ピティナ調査・研究

第050回 立ち退き命令

ショパン物語
1.結核の療法 当時の結核の療法は、瀉血(メスで腕または足を切り、かなり大量の血を抜く)をしたり、下剤をかけ断食させるという、間違ったやり方がまかり通っていた。それで多くの結核患者は命を縮め、命を落としていったという。
結核の診断を信じなかったサンドは、瀉血や断食を勧める医者を拒否し、ショパンに栄養をとらせるようにし、これがショパンにとって幸いしたようである。もし、この時点で、瀉血や断食を繰り返しさせていたら、ショパンはここで命を落としていたかもしれない。

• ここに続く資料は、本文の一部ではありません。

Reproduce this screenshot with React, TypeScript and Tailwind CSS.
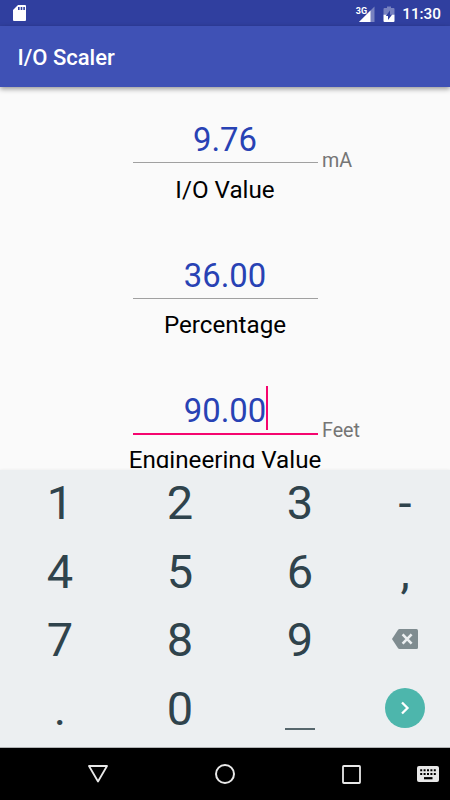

栄養を十分にとるという結核の正しい療法は19世紀後半に入ってから確立されたという。
2.忌み嫌われた結核患者 当時、スペイン領のマジョルカ島では、結核は悪事を働いた者への天罰だと忌み嫌われ、不治の伝染病として恐れられていた。
スペインとイタリアではすでに、結核は伝染性があるとされ、患者の使用したモノは焼却・消毒するよう法律で定められていたという。
一方、フランス、イギリスでは、結核は伝染病でなく遺伝病とされており、伝染性を認めるようになったのは19世紀後半に入ってからだという。
3.「風の家」の家主からの請求 ショパンの結核のウワサが広まり、ショパンとサンドが滞在していた別荘「風の家」の家主は、家の消毒代とショパンが使用したベッドを焼却し買い換える代金を請求し、直ちに家から立ち退くように言ってきたという。